Market trends can also influence food cost, such as the growing demand for organic, gluten-free, or locally-sourced ingredients. As trends evolve, adjusting your menu and supply chain to reflect current consumer preferences may affect costs, either positively or negatively. Staying aware of market trends allows you to adapt pricing and menu offerings accordingly, helping to balance costs and customer satisfaction.
What role do suppliers play in managing food cost?
Suppliers play a critical role in determining food cost, as they set the prices for ingredients that can vary widely based on factors like quality and availability. Building strong relationships with reliable suppliers can lead to better pricing, more favorable terms, and consistent ingredient quality. Regularly reviewing supplier contracts and exploring options can help you find more cost-effective alternatives without sacrificing quality.
Collaborating with suppliers can also enhance value through bulk purchasing and negotiating discounts. Establishing partnerships for seasonal products can create more competitive pricing and allow for menu flexibility. By working closely with suppliers, you can effectively manage food costs and ensure that your menu aligns with customer preferences and market trends.
How does menu pricing tie into food cost calculations?

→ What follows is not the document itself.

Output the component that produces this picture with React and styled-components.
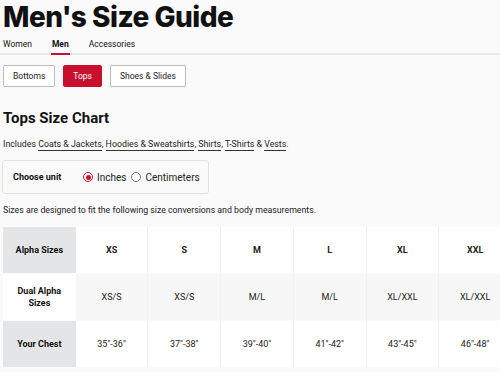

Menu pricing should directly correlate with food cost calculations to ensure profitability. A well-structured pricing strategy considers food cost as a key factor while also accounting for operational expenses and desired profit margins. Typically, restaurants add a markup to food cost to determine menu price, often calculated as a multiple of the food cost percentage.
For example, if a dish costs $4 to make and the desired food cost percentage is 30%, the pricing should be set at approximately $13.33 to achieve the goal ($4 ÷ 0.30). This ensures that each dish not only covers the ingredient costs but also contributes to other operating expenses and profit, leading to the overall success of the business.